Studies have been done regarding image degradation through the atmosphere transmission. However, unlike the underwater environments, degradations of the image quality by the atmosphere are most dominantly caused by turbulence under optimal conditions, although scattering by particles and aerosols also play a minor role. Better restoration in astronomy or reconnaissance applications can be obtained with knowledge of the modulation transfer functions. See D. Sadot et al., “Restoration of thermal images distorted by the atmosphere, based on measured and theoretical atmospheric modulation transfer function,” Opt. Eng. 33, 44-53 (1994); and Y. Yitzhaky et al., “Restoration of atmospherically blurred images according to weather-predicted atmospheric modulation transfer functions,” Opt. Eng. 36, 3062-3072 (1997).
The scattering behavior is different in the situation of natural waters, where strong forward scattering dominates.

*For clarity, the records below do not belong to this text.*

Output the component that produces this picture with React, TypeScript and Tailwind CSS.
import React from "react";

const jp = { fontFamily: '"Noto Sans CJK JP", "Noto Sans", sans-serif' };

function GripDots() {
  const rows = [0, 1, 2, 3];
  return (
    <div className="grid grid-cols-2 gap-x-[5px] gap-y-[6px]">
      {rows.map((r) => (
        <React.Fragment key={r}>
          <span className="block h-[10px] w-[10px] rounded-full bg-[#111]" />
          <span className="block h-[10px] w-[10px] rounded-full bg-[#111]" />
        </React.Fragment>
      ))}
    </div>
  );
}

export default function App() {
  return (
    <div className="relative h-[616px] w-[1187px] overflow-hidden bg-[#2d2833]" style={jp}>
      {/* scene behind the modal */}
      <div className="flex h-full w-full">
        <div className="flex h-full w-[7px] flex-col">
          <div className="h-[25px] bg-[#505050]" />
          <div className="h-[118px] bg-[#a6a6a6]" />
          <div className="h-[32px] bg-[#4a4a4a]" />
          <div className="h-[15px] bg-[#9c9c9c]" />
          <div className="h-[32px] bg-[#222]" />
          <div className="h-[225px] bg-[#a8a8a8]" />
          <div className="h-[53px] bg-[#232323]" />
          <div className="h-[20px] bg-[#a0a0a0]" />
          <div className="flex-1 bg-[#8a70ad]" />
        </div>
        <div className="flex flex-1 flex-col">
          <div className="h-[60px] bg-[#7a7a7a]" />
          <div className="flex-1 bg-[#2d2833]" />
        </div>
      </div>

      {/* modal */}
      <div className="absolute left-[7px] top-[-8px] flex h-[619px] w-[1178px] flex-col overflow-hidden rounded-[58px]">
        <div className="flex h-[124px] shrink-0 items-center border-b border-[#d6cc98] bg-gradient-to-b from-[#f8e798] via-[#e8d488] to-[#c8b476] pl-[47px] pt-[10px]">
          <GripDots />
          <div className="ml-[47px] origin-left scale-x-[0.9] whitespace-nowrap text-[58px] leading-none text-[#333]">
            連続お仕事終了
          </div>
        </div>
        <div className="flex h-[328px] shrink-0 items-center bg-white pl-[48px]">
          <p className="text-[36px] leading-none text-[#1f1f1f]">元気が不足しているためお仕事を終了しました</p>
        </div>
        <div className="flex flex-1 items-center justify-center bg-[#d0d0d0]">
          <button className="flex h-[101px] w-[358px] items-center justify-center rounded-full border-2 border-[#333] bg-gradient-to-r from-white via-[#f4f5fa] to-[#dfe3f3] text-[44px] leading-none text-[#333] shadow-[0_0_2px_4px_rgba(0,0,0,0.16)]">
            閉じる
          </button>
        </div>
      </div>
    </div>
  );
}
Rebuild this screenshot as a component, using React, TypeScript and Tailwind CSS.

For example, in coastal waters, especially those inside a harbor, or in estuary areas such as Mississippi, visibility can quickly reduce to zero in a matter of a few feet. The same applies to regions of strong re-suspensions from the bottom, both in coastal regions as well as in the deep ocean. The images obtained under such conditions are often severely degraded or blurred. The extent of such blurring can be described by the PSF (MTF in frequency domain) of the medium which includes water itself, constituents within such as particulates (both organic and inorganic). See W. Hou et al, Opt. Exp. 15, supra. Theoretically, such effects can be compensated by deconvolving the PSF of the medium from the resulting images. See H. H. Barrett et al., supra.
Although traditional image enhancement techniques can be applied to imagery obtained from underwater environments, their effectiveness is considerably limited because they do not take into account the processes that lead to the degraded images, which involve in-depth understanding of the optical properties of the medium.
In theory, complete and accurate restoration can be achieved to high fidelity with known system functions and noise characteristics. In reality, the effectiveness is often hindered by errors associated with the modeling efforts deriving the MTF and the approximations applied. The noises from measurement results are also part of the mix. Additionally, due to the small incremental quality improvements in restoring degraded images, it is hard to judge if one restored result is better than the other, which is critical in an automated process. For these reasons, it is necessary to develop a method to determine objectively the quality of resulting image that associates correctly with the environmental properties. This, in turn, can be used to better determine the more specific issues affecting imaging in underwater environment, namely, low lighting thus low signal to noise levels, fluctuations caused by the medium, and multiple scattering contributions.
Recent advance of wavelet research provides an excellent tool for this purpose, as wavelets are multi-resolution in nature. See G. Kaiser, A Friendly Guide to Wavelets, (Birkhauser, 1994).